One crucial component in the proposed methods is the utilization of an objective function (to be maximized) to evaluate the quality of the generated solutions (summaries). This objective function is defined as a weighted sum that combines five distinct features: similarity with the title, sentence position, sentence length, coverage, and cohesion. Furthermore, the proposed methods utilize a binary vector to represent a solution (summary). Consequently, if a document consists of n sentences, the binary vector comprises n elements, with each element corresponding to a sentence in the document. A value of 1 indicates that the sentence belongs to the summary represented by the vector, while a value of 0 indicates otherwise.

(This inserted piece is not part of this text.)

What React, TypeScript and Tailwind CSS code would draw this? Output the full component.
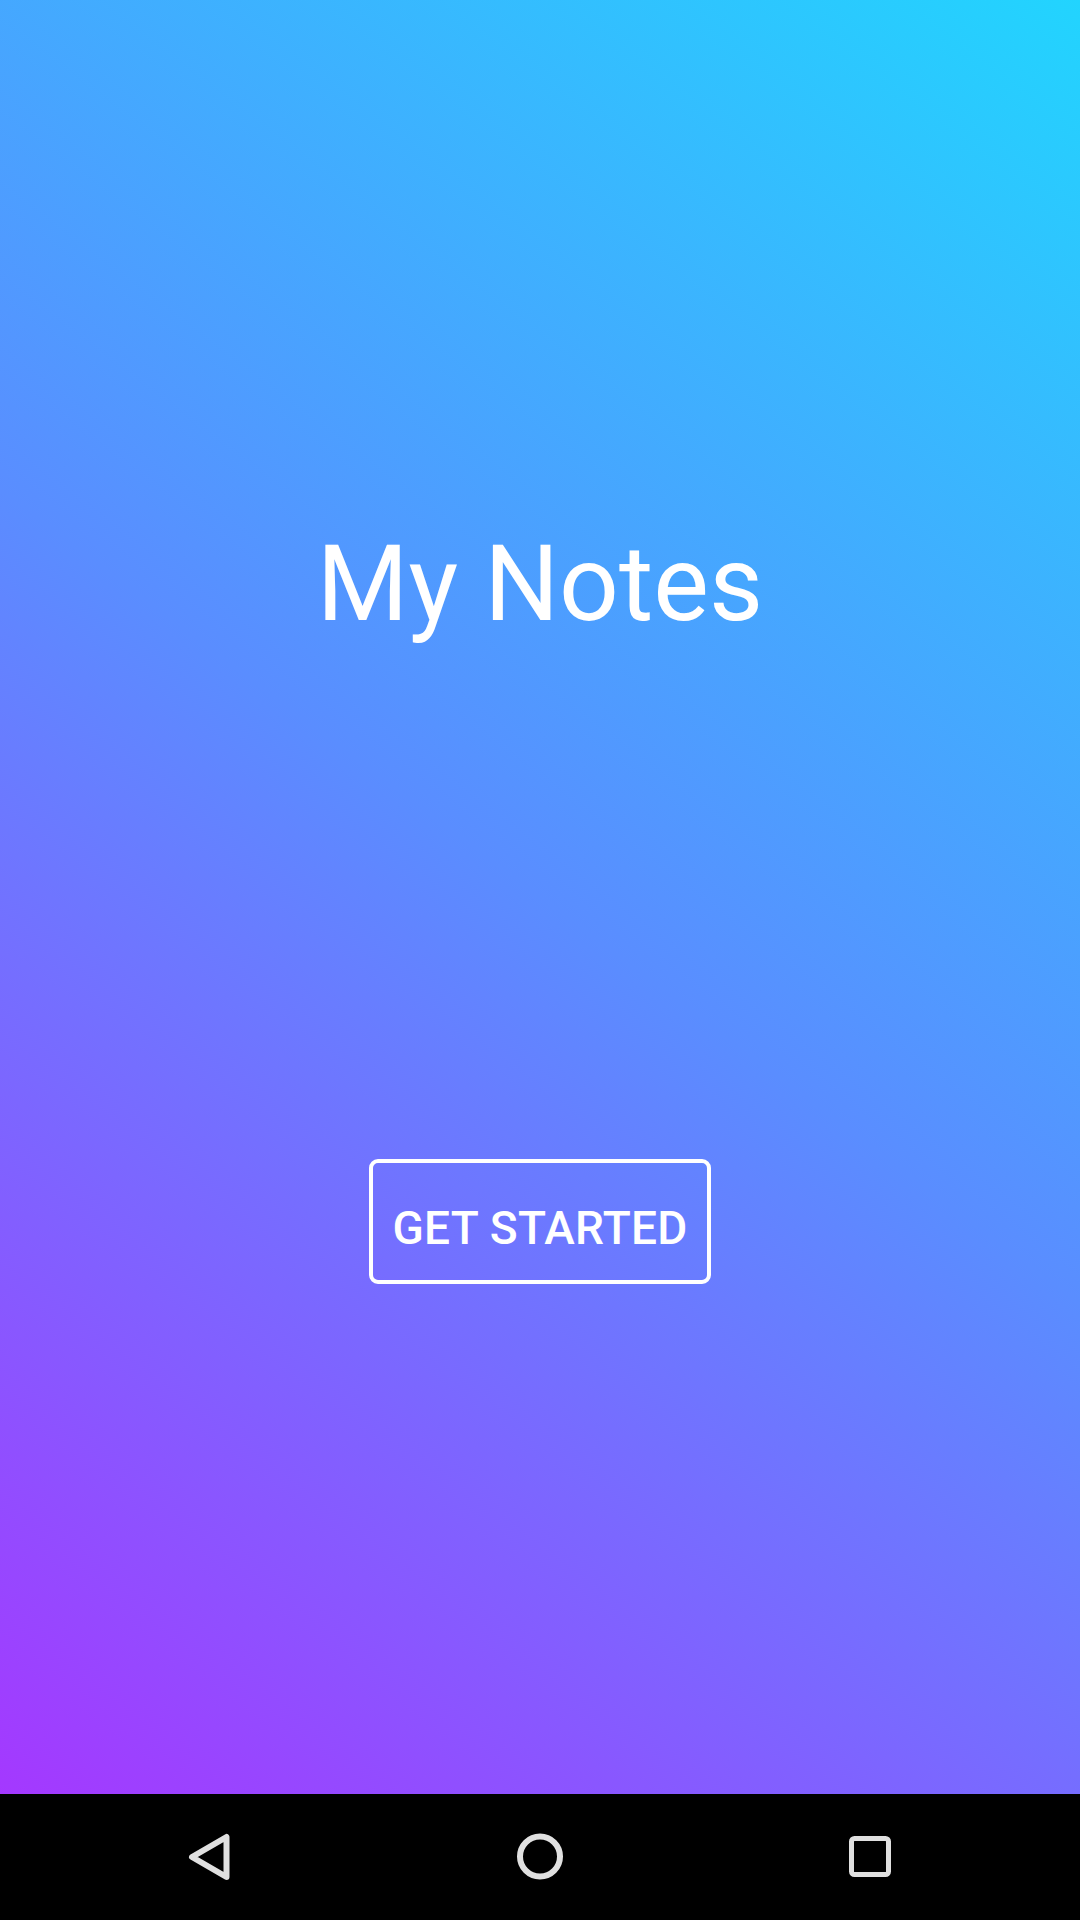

The efficacy of the proposed SDS methods has been evaluated through experiments, including a comparative analysis. These experiments involved applying the methods to sample articles from the CNN corpus. The evaluation process employed co-occurrence statistical metrics, specifically the ROUGE metrics, which measure Recall, Precision, and F-measure scores. Additionally, three content-based metrics, namely Fitness, Readability, and Cohesion, were used to assess the summaries.